Is Knight and Day the beginning of Tom Cruise’s comeback?
Pretend you are the BIGGEST star in the world, and that five years ago, you thought that you could pretty much run the machine on your own. So you fire your PR team and have your sister deal with the public front end of your billion dollar career. She tells you to pull out all the stops and let the world see you for who you REALLY are, passionate, intense, full of ideas. So you jump on Oprah’s couch, tell Matt Lauer he doesn’t know shit, and so forth.
Suddenly Sumner Redstone fires you, you are an on-line punchline, and no one wants to work with you. WHAT DO YOU DO?
First, fire your sister.
Second, do a movie that plays to your strengths. And that means do a lighter action comedy with a romantic touch, across from the biggest female star who can do cute and funny at the same time. It doesn’t have to be innovative ground breaking cinema and definitely is not going to be your Oscar year, you just need to re-stabilize the ship. And that movie is called Knight & Day.
(Also, go on the MTV awards in a character that the 18-24 demo might know from a cameo you did when you needed to vent.)
The story in a nutshell: He is a spy and she restores old muscle cars.
Exploding, fighting, car chasing, some kissing, etc. Oh, and everyone is chasing an ever-lasting battery (I shit you not) and even Spanish warlords (do they exist?) see the potential in this thing. Look, just deal with it.
They cut down the rom-com angle and amped up the action because it looks like the studios are nervous about how to market the NEW Tom Cruise. So nervous, in fact, that they don’t even bother putting his face on the poster! Plus the opening shot of him is from the BACK of his head, clearly everyone involved is making sure that we get re-introduced to Mr. Cruise slowly.
Unfortunately, the agents didn’t get the memo. There was an overdose on Tom Cruise Close Ups, (known as TCCUs in the industry) meaning the agents forced a boilerplate contract from 90’s that listed how many GIANT close-ups Mr Cruise gets because that once was how you sold a movie. (Somebody must realized it is 2010 because Tom is doing cooking segments with Jimmy Kimmel) But we could have done with less camera time up his nose and more on the scenery.
Anyway, he does his breezy/charm thing to gets some laughs but the high body count makes for his lighter-than-air approach to his spy gig seem like he’s a sociopath. That could play for or against the new re-worked image he is going after.

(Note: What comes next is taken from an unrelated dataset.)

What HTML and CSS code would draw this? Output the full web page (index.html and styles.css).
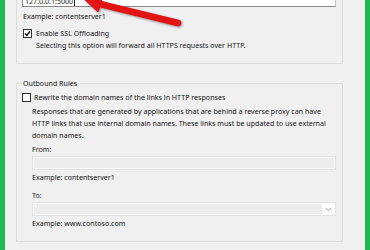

Cameron Diaz does her cute thing which was fun for a scene or two. And her bikini scene shows us all what months of Pilates and zone diet system can do for a person. Oddly, for each new location they go to, she is drugged, literally, and wakes up somewhere more gorgeously exotic than the last place. This movie has made roofies look fun.
She, of course, at the end turns the tables on him with Love: Scientology Style (because in movies, when you are in love, you render each other unconscious). To each his own, I suppose.
Considering I am still in SHOCK from watching Killers three weeks ago, this movie was a welcome relief. However, since all the mildly amusing gags were fronted loaded in the trailer, there was not too much holding it up after that, but then I didn’t really need much. Just patch over the plot holes and make all the things more or less pay off in the end.
Technically there is absolutely nothing wrong with this movie; You got a solid mid-line drive that gets you on base. Which is exactly what Mr. Cruise needed.